The same year, he recycled a gas station into the art shop Black Block at the Palais de Tokyo Museum in Paris. Multi-awarded by the French Ministry of Culture and the City Hall of Paris, his works are located at the crossroads of critical architecture and contemporary art, Stephane Malka’s critical anlysis and productions are focused on architectural productions, art installations, stage-design and lecture cycles.
Rethinking architectura alternatives for XXI Century throughout density, new ecologies, crisis architecture and transformations of the neglected areas of the cities are, amongst others, his manin topics.

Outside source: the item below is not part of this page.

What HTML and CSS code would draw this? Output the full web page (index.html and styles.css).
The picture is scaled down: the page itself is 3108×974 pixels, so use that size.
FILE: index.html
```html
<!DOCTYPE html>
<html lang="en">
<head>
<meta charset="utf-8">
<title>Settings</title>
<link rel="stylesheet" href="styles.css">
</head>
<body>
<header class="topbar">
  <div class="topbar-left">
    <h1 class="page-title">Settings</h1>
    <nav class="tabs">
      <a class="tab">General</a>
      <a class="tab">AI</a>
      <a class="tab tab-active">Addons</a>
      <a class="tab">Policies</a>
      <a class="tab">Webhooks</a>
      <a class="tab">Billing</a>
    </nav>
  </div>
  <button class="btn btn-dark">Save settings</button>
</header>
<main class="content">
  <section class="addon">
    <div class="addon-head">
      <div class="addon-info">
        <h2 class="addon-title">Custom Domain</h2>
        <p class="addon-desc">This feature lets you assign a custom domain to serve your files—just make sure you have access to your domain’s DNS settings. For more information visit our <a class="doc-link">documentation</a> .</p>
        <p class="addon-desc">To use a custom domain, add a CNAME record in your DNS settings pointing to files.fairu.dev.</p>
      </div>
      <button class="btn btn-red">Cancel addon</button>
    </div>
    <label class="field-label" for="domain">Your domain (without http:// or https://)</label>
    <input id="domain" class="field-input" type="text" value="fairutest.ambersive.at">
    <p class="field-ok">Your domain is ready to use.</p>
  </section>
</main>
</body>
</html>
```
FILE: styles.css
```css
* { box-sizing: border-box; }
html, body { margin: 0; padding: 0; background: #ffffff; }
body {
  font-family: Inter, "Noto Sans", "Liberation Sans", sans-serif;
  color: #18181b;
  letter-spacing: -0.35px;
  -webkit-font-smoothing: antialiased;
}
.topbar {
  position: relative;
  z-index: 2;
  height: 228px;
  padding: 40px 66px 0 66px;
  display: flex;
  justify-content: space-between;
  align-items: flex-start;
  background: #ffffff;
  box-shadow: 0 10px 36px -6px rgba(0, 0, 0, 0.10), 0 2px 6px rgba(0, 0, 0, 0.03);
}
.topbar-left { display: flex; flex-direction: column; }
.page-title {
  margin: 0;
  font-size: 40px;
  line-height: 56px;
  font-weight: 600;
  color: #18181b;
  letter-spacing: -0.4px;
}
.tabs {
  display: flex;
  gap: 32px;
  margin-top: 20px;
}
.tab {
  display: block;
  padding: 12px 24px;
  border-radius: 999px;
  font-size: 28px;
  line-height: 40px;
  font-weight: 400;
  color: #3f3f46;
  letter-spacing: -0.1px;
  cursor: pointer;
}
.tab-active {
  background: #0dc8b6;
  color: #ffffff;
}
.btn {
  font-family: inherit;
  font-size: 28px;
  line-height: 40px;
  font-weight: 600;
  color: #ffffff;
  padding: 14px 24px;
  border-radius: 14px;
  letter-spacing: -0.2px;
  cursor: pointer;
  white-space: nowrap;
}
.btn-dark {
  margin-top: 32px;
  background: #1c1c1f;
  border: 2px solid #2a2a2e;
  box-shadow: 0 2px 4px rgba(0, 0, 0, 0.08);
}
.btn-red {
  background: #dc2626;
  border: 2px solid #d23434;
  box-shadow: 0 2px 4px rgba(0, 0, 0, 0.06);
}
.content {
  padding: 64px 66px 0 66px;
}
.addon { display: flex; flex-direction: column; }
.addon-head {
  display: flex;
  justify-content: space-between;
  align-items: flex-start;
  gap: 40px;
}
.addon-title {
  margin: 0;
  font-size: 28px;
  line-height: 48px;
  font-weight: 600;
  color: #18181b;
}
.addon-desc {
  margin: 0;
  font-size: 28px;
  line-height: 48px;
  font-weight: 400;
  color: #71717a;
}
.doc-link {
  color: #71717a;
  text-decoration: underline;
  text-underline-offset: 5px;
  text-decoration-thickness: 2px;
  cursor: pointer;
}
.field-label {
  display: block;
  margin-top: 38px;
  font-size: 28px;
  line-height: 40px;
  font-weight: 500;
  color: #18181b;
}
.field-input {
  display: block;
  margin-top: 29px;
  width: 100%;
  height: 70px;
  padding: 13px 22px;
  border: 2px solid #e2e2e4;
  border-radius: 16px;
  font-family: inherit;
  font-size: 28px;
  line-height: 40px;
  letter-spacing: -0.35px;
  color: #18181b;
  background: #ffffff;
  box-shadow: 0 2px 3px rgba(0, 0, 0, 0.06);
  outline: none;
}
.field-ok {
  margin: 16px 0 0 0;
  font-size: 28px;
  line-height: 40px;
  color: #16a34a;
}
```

From "Le Petit Pari(s)" - Ed. Courtes et Longues
Concrete twenty-first century utopias
Micro-survival structures as tools for close-range combat

Stephen Malka's projects from a framework of reflections that seeks to uncover an architectural alternative to current methods of construction, using social ethics to forge a new identity.
Rethinking the city, healing its architecture.
Given the urgency of this social, economic, and ecological issues, the city must be reconsidered with a view transformation-via the superimposition, addition, and extenuation of existing structures, rather than a categorical tabula rasa.
This means reclaiming territory in the marginalized areas of our cities, with projects that foster insurrection and civic mobilization.
Everything that is outside is ours.

His methodology aims to encourage public participation as an act of resistance against the laws of the marketplace and the commodification of construction, as well as lobbying by local authorities, which poisons architecture with its standards and labels.
If architecture is the art of dressing a population up, it is time to tailor a pair of shorts.
This architecture is not only militant: it also aims to build an alternative, a counter-model to the architectural corpus, a contemporary dissidence with the goal of flushing out solutions for the lower classes.
Stephane Malka's projects "para-sites" the city, quite literally; it leans into it, generating an urban vitality that is reactive and affordable, sustaining its effervescence and creating new potentials for collective use.